Okay, so that's a bit strange. Because when I used weave(...; doctype="github"), lines such as https://github.com/JunoLab/Weave.jl/blob/c9fc740d72dbbd2f0b950f98efedc5ab71f17e3e/examples/FIR_design.jmd#L25-L26 did indeed show up in the generated document. It might be because I added braces {...} around the setup, but that should be supported: http://weavejl.mpastell.com/stable/chunk_options/#Syntax.

Hmm, I'll give it another go and see if it works properly now.

If this is something you'd like help with, I kinda love regex puzzles :-)

Haha, I'll keep that in mind!

devmotion commented 3 years ago

Just some random thing I discovered (but I guess I should play around with it first to get a better feeling for the problem): have you tried to use redcarpet instead of kramdown?
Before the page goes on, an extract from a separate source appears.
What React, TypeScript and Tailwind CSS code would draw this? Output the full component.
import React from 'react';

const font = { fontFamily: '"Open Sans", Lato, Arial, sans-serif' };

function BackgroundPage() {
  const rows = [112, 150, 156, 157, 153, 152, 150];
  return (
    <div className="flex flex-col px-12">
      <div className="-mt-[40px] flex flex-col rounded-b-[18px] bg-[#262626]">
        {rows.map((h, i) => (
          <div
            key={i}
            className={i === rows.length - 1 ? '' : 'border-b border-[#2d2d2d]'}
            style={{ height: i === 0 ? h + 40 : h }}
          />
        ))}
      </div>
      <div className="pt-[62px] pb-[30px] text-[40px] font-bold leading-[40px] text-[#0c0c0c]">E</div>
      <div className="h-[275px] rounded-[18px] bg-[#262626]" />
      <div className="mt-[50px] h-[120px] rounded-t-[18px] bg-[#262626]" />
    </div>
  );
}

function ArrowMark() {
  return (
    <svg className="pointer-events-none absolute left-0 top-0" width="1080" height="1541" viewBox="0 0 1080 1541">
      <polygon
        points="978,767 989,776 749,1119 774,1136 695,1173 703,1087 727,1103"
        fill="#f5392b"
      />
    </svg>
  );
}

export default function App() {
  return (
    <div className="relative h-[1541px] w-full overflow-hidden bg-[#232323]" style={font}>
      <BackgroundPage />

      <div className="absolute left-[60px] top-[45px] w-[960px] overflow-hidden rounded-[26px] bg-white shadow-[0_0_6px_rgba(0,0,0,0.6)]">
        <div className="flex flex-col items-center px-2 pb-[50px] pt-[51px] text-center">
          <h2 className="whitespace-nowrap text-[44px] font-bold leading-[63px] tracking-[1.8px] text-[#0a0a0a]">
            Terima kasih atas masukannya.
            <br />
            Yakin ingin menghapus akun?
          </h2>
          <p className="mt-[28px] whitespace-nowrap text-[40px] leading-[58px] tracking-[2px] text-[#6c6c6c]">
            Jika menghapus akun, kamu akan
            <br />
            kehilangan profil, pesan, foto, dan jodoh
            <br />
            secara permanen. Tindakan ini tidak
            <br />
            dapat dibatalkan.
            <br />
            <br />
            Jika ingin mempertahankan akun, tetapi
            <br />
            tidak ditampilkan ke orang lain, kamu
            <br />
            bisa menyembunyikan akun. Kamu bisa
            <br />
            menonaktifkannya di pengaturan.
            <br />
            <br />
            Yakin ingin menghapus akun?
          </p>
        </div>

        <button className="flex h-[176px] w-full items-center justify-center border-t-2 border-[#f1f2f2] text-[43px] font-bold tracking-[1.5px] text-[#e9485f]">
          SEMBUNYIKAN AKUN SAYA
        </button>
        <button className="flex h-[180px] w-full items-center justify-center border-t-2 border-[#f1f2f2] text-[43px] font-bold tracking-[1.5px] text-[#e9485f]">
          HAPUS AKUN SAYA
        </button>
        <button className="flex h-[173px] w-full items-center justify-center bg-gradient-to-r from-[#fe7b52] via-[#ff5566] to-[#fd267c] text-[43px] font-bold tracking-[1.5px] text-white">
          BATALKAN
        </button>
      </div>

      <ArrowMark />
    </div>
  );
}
Maybe that can handle GFM in a better way, see e.g. https://stackoverflow.com/questions/13464590/github-flavored-markdown-and-pygments-highlighting-in-jekyll/13614020#13614020.

Edit: Apparently it's not supported anymore (https://github.com/jekyll/jekyll/issues/7838).
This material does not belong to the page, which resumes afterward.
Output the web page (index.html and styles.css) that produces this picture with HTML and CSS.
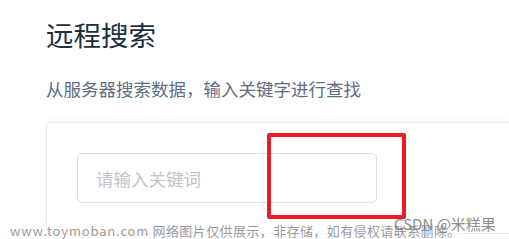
FILE: index.html
```html
<!DOCTYPE html>
<html lang="zh">
<head>
<meta charset="utf-8">
<link rel="stylesheet" href="styles.css">
</head>
<body>
<div class="page">
  <h3 class="title">远程搜索</h3>
  <p class="desc">从服务器搜索数据，输入关键字进行查找</p>
  <div class="card">
    <div class="demo">
      <div class="input"><span class="placeholder">请输入关键词</span></div>
    </div>
  </div>
</div>
<div class="mark"></div>
<div class="wm"><span class="wm-url">www.toymoban.com</span> 网络图片仅供展示，非存储，如有侵权请联系删除。</div>
<div class="csdn">CSDN @米糕果</div>
</body>
</html>
```
FILE: styles.css
```css
html, body {
  margin: 0;
  padding: 0;
  background: #ffffff;
  overflow: hidden;
  width: 509px;
  height: 239px;
}
body {
  font-family: "Noto Sans CJK SC", "Noto Sans", sans-serif;
  position: relative;
}
.page {
  padding: 14px 0 0 46px;
}
.title {
  margin: 0;
  font-size: 27.5px;
  font-weight: 400;
  line-height: 40px;
  color: #1f2f3d;
}
.desc {
  margin: 22px 0 0;
  font-size: 17.5px;
  line-height: 26px;
  color: #5e6d82;
}
.card {
  margin-top: 20px;
  height: 118px;
  border: 1px solid #e8e8ee;
  border-right: none;
  border-bottom: none;
  border-radius: 5px 0 0 0;
  box-shadow: 0 -2px 6px rgba(0, 0, 0, 0.03);
  box-sizing: border-box;
}
.demo {
  padding: 30px;
  border-bottom: 1px solid #e3e7f0;
}
.input {
  width: 300px;
  height: 50px;
  box-sizing: border-box;
  border: 1px solid #dcdfe6;
  border-radius: 5px;
  padding: 0 18px;
  display: flex;
  align-items: center;
}
.placeholder {
  font-size: 17.5px;
  color: #c0c4cc;
}
.mark {
  position: absolute;
  left: 267px;
  top: 133px;
  width: 139px;
  height: 86px;
  box-sizing: border-box;
  border: 4.5px solid #ec1c26;
  border-radius: 2px;
}
.wm {
  position: absolute;
  left: 10px;
  top: 222px;
  font-size: 13px;
  line-height: 17px;
  letter-spacing: 0.4px;
  color: rgba(120, 120, 120, 0.75);
  white-space: nowrap;
  background: rgba(255, 255, 255, 0.5);
}
.wm-url {
  letter-spacing: 0.85px;
}
.csdn {
  position: absolute;
  left: 394px;
  top: 214px;
  font-size: 15px;
  line-height: 20px;
  color: rgba(110, 110, 110, 0.8);
  white-space: nowrap;
}
```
devmotion commented 3 years ago

I guess this looks better: https://github.com/github/jekyll-commonmark-ghpages or https://github.com/jekyll/jekyll-commonmark

And I found this issue: https://github.com/gettalong/kramdown/issues/503 In the end it was resolved/circumvented with a regex :smile:

devmotion commented 3 years ago

@torfjelde I switched to CommonMark and I couldn't observe any problems with the code blocks when following your steps in https://github.com/TuringLang/TuringTutorials/issues/86#issuecomment-705063442. Apart from the figures for which you said it is sufficient to specify out_dir, http://127.0.0.1:4000/dev/tutorials/01-introduction/ looked fine (somehow there's an import problem when displaying the TuringTutorials information at the bottom of the page, but maybe that's a problem with my weird local setup).

So the only changes that I applied were: Adding

group :jekyll_plugins do
  gem 'jekyll-commonmark'
end

to Turing/docs/Gemfile and replacing markdown: kramdown with markdown: CommonMark in Turing/docs/_config.yml

torfjelde commented 3 years ago

Ah, super neat! I'll give that a go too!